■ Problem to solve
From the listing below, pick out each line with the word "index".

■ Given data
========================================================================

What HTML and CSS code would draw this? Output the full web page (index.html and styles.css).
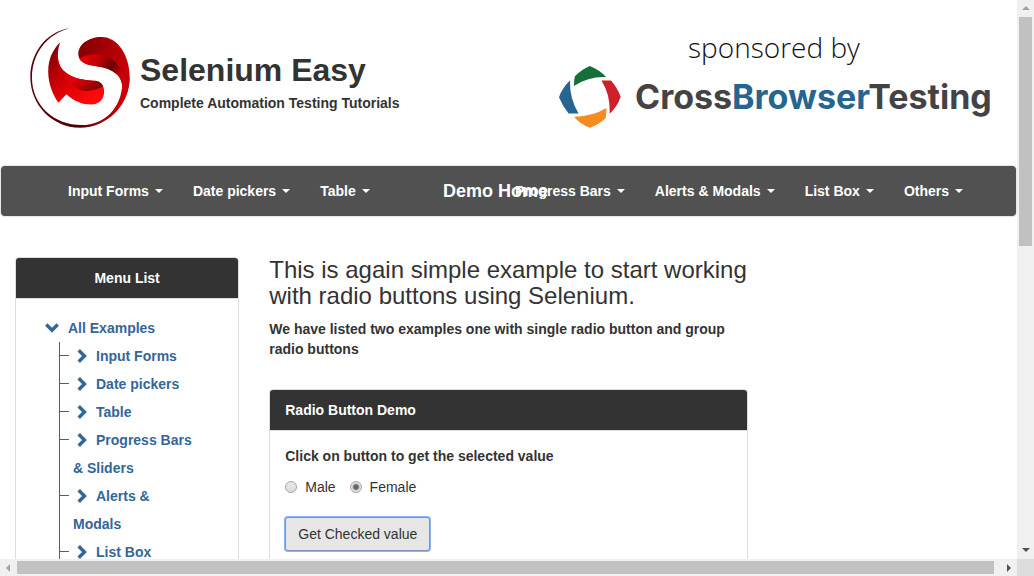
FILE: index.html
```html
<!DOCTYPE html>
<html lang="en">
<head>
<meta charset="utf-8">
<title>Selenium Easy - Radio Button Demo</title>
<link rel="stylesheet" href="styles.css">
</head>
<body>
<div class="viewport">
  <div class="page">
    <header class="site-header">
      <a class="brand" href="#">
        <svg class="brand-logo" viewBox="14 24 302 302" aria-hidden="true">
          <defs>
            <linearGradient id="ring" x1="0" y1="0" x2="1" y2="0">
              <stop offset="0" stop-color="#5a0508"/>
              <stop offset=".45" stop-color="#4a0003"/>
              <stop offset=".75" stop-color="#a00005"/>
              <stop offset="1" stop-color="#d00006"/>
            </linearGradient>
            <linearGradient id="lobe" x1="0" y1="0" x2="1" y2=".5">
              <stop offset="0" stop-color="#7a0003"/>
              <stop offset=".5" stop-color="#a80004"/>
              <stop offset="1" stop-color="#cc0006"/>
            </linearGradient>
            <linearGradient id="fold" x1="0" y1="0" x2="1" y2=".5">
              <stop offset="0" stop-color="#f00008"/>
              <stop offset=".4" stop-color="#c40005"/>
              <stop offset=".75" stop-color="#6c0003"/>
              <stop offset="1" stop-color="#c80006"/>
            </linearGradient>
            <linearGradient id="tail" x1="0" y1="0" x2=".7" y2="1">
              <stop offset="0" stop-color="#6c0003"/>
              <stop offset=".6" stop-color="#d80006"/>
              <stop offset="1" stop-color="#ff0a0a"/>
            </linearGradient>
            <linearGradient id="under" x1="0" y1="0" x2="1" y2="1">
              <stop offset="0" stop-color="#a00004"/>
              <stop offset=".55" stop-color="#e40007"/>
              <stop offset="1" stop-color="#6c0003"/>
            </linearGradient>
          </defs>
          <path fill="url(#ring)" d="M134 25C65 34 15 98 15 172c0 85 67 153 150 153s150-68 150-153l-22 20c-3 72-53 125-122 125C84 317 20 255 20 174 20 101 66 42 134 25z"/>
          <path fill="url(#lobe)" d="M160 105c-2-29 28-54 70-54 50 0 85 57 85 121 0 44-18 84-48 109 16-24 27-54 26-80-1-40-35-55-82-62-34-5-49-15-51-34z"/>
          <path fill="url(#fold)" d="M163 116c23-13 57-17 88-3 31 14 48 42 42 88-4-40-37-55-82-62-28-4-42-11-48-23z"/>
          <path fill="url(#tail)" d="M105 67c-20 20-36 48-36 88 0 38 14 70 31 95l24-26c24 22 48 31 75 31 25 0 39-17 39-40 0-20-12-31-32-32-48-2-96-17-106-58-4-18-2-38 5-58z"/>
          <path fill="url(#under)" d="M93 91c-4 42 13 80 51 108 29 22 56 18 91 2-4-12-14-18-29-18-48-2-96-17-106-58-2-10-3-20-1-32z"/>
        </svg>
        <span class="brand-text">
          <span class="brand-name">Selenium Easy</span>
          <span class="brand-tag">Complete Automation Testing Tutorials</span>
        </span>
      </a>
      <a class="sponsor" href="#">
        <span class="sponsor-by">sponsored by</span>
        <span class="sponsor-row">
          <svg class="sponsor-logo" viewBox="27 18 187 187" aria-hidden="true">
            <path fill="#166f3a" d="M72 78q0-18 3-29 19-20 45-31 28 11 49 33-53-2-97 27z"/>
            <path fill="#cd202c" d="M155 62h29q19 22 29 49-10 30-33 51 2-58-25-100z"/>
            <path fill="#f68b1f" d="M72 171q53 1 98-26 0 17-2 30-20 20-48 29-27-9-48-33z"/>
            <path fill="#266590" d="M60 62q-1 56 26 99H56q-18-22-29-49 10-28 33-50z"/>
          </svg>
          <span class="sponsor-name">Cross<b>Browser</b>Testing</span>
        </span>
      </a>
    </header>

    <nav class="navbar">
      <a class="navbar-home" href="#">Demo Home</a>
      <ul class="nav-list">
        <li><a href="#">Input Forms <i class="caret"></i></a></li>
        <li><a href="#">Date pickers <i class="caret"></i></a></li>
        <li><a href="#">Table <i class="caret"></i></a></li>
      </ul>
      <ul class="nav-list nav-right">
        <li><a href="#">Progress Bars <i class="caret"></i></a></li>
        <li><a href="#">Alerts &amp; Modals <i class="caret"></i></a></li>
        <li><a href="#">List Box <i class="caret"></i></a></li>
        <li><a href="#">Others <i class="caret"></i></a></li>
      </ul>
    </nav>

    <div class="columns">
      <aside class="panel side-panel">
        <h2 class="panel-heading menu-heading">Menu List</h2>
        <div class="tree">
          <a class="tree-root" href="#"><svg class="chevron" viewBox="0 0 14 14" aria-hidden="true"><path d="M2 4l5 5 5-5"/></svg>All Examples</a>
          <ul class="tree-list">
            <li><a href="#"><svg class="chevron" viewBox="0 0 14 14" aria-hidden="true"><path d="M5 2l5 5-5 5"/></svg>Input Forms</a></li>
            <li><a href="#"><svg class="chevron" viewBox="0 0 14 14" aria-hidden="true"><path d="M5 2l5 5-5 5"/></svg>Date pickers</a></li>
            <li><a href="#"><svg class="chevron" viewBox="0 0 14 14" aria-hidden="true"><path d="M5 2l5 5-5 5"/></svg>Table</a></li>
            <li><a href="#"><svg class="chevron" viewBox="0 0 14 14" aria-hidden="true"><path d="M5 2l5 5-5 5"/></svg>Progress Bars &amp; Sliders</a></li>
            <li><a href="#"><svg class="chevron" viewBox="0 0 14 14" aria-hidden="true"><path d="M5 2l5 5-5 5"/></svg>Alerts &amp; Modals</a></li>
            <li><a href="#"><svg class="chevron" viewBox="0 0 14 14" aria-hidden="true"><path d="M5 2l5 5-5 5"/></svg>List Box</a></li>
          </ul>
        </div>
      </aside>

      <main class="main">
        <h1 class="intro-title">This is again simple example to start working with radio buttons using Selenium.</h1>
        <p class="intro-text">We have listed two examples one with single radio button and group radio buttons</p>
        <section class="panel">
          <h2 class="panel-heading">Radio Button Demo</h2>
          <form class="panel-body">
            <p class="form-title">Click on button to get the selected value</p>
            <div class="radios">
              <label class="radio"><input type="radio" name="gender">Male</label>
              <label class="radio"><input type="radio" name="gender" checked>Female</label>
            </div>
            <button class="btn" type="button">Get Checked value</button>
          </form>
        </section>
      </main>
    </div>
  </div>

  <div class="bar bar-v" aria-hidden="true">
    <i class="arrow arrow-up"></i>
    <span class="track"><i class="thumb"></i></span>
    <i class="arrow arrow-down"></i>
  </div>
  <div class="bar bar-h" aria-hidden="true">
    <i class="arrow arrow-left"></i>
    <span class="track"><i class="thumb"></i></span>
    <i class="arrow arrow-right"></i>
  </div>
  <div class="bar-corner"></div>
</div>
</body>
</html>
```
FILE: styles.css
```css
* { box-sizing: border-box; }

body {
  margin: 0;
  background: #fff;
  color: #333;
  font: 14px/20px "Liberation Sans", Arial, sans-serif;
}

h1, h2, p, ul { margin: 0; padding: 0; }
ul { list-style: none; }
a { color: inherit; text-decoration: none; }

.viewport {
  display: grid;
  grid-template: minmax(0, 1fr) 17px / minmax(0, 1fr) 17px;
  height: 100vh;
}

.page { overflow: hidden; }

/* Header */
.site-header {
  display: flex;
  justify-content: space-between;
  padding: 28px 28px 37px 30px;
}

.brand {
  display: flex;
  gap: 10px;
}

.brand-logo {
  width: 100px;
  height: 100px;
}

.brand-text {
  display: flex;
  flex-direction: column;
  padding-top: 24px;
  font-weight: bold;
}

.brand-name {
  font-size: 32px;
  line-height: 36px;
}

.brand-tag { padding-top: 5px; }

.sponsor {
  display: flex;
  flex-direction: column;
  width: 430px;
}

.sponsor-by {
  color: #111;
  font: 300 28px/38px "Open Sans", sans-serif;
  text-align: center;
}

.sponsor-row {
  display: flex;
  align-items: center;
  gap: 14px;
}

.sponsor-logo {
  flex: none;
  width: 62px;
  height: 62px;
}

.sponsor-name {
  color: #434345;
  font: 700 34px/44px Inter, sans-serif;
  white-space: nowrap;
}

.sponsor-name b {
  color: #266590;
  font-weight: inherit;
}

/* Navigation */
.navbar {
  position: relative;
  display: flex;
  justify-content: space-between;
  padding: 0 38px 0 52px;
  border: 1px solid #e7e7e7;
  border-radius: 4px;
  background: #515151;
  background-clip: padding-box;
  color: #fff;
  font-weight: bold;
}

.navbar-home {
  position: absolute;
  left: 442px;
  top: 15px;
  font-size: 18px;
}

.nav-list { display: flex; }

.nav-list a {
  display: flex;
  align-items: center;
  gap: 6px;
  padding: 15px;
  white-space: nowrap;
}

.caret {
  border: 4px solid transparent;
  border-top-color: currentColor;
  border-bottom: 0;
}

/* Columns */
.columns {
  display: grid;
  grid-template-columns: 1fr 2fr 1fr;
  margin-top: 40px;
}

.panel {
  border: 1px solid #ddd;
  border-radius: 4px;
}

.side-panel { margin: 0 15px; }

.panel-heading {
  padding: 10px 15px;
  border-bottom: 1px solid #ddd;
  border-radius: 3px 3px 0 0;
  background: #333;
  background-clip: padding-box;
  color: #fff;
  font-size: 14px;
  line-height: 20px;
}

.menu-heading { text-align: center; }

/* Menu tree */
.tree {
  padding: 15px 43px 15px 28px;
  color: #369;
  font-weight: bold;
  line-height: 28px;
}

.tree-root { display: block; }

.chevron {
  width: 16px;
  height: 16px;
  margin-right: 8px;
  vertical-align: -3px;
  fill: none;
  stroke: currentColor;
  stroke-width: 3;
}

.tree-list {
  margin-left: 15px;
  border-left: 1px solid #369;
}

.tree-list li {
  position: relative;
  padding-left: 13px;
}

.tree-list .chevron { margin-right: 7px; }

.tree-list li::before {
  content: "";
  position: absolute;
  left: 0;
  top: 13px;
  width: 9px;
  border-top: 1px solid #369;
}

/* Main column */
.main { padding: 0 15px; }

.intro-title {
  font-size: 24px;
  font-weight: normal;
  line-height: 26px;
}

.intro-text {
  margin: 10px 0 30px;
  font-weight: bold;
}

.panel-body { padding: 15px; }
.form-title { font-weight: bold; }

.radios {
  display: flex;
  gap: 14px;
  margin: 11px 0 20px;
}

.radio {
  display: flex;
  align-items: center;
  gap: 8px;
}

.radio input {
  appearance: none;
  width: 12px;
  height: 12px;
  margin: 0;
  border: 1px solid #a5a5a5;
  border-radius: 50%;
  background: linear-gradient(#e8e8e8, #dcdcdc);
}

.radio input:checked {
  background: radial-gradient(circle, #666 2px, #e4e4e4 4px);
}

.btn {
  padding: 6px 12px;
  border: 1px solid #7d93bb;
  border-radius: 3px;
  box-shadow: 0 0 0 1px #8ab4f8;
  background: #e6e6e6;
  color: #333;
  font: inherit;
}

/* Scroll bars */
.bar {
  display: flex;
  align-items: center;
  background: #f0f0f0;
}

.bar-v { flex-direction: column; }
.track { flex: 1; display: flex; }
.thumb { background: #c1c1c1; }
.bar-v .thumb { width: 13px; height: 43.6%; }
.bar-h .thumb { width: 100%; height: 13px; }
.bar-h .track { margin-right: 6px; }
.bar-corner { background: #dcdcdc; }

.arrow {
  width: 0;
  height: 0;
  border: 4px solid transparent;
}

.arrow-up { margin: 6px 0 7px; border-top: 0; border-bottom-color: #a3a3a3; }
.arrow-down { margin: 6px 0 7px; border-bottom: 0; border-top-color: #505050; }
.arrow-left { margin: 0 7px 0 6px; border-left: 0; border-right-color: #a3a3a3; }
.arrow-right { margin: 0 6px 0 7px; border-right: 0; border-left-color: #505050; }
```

========================================================================

■ Exercise output
What HTML and CSS code would draw this? Output the full web page (index.html and styles.css).
FILE: index.html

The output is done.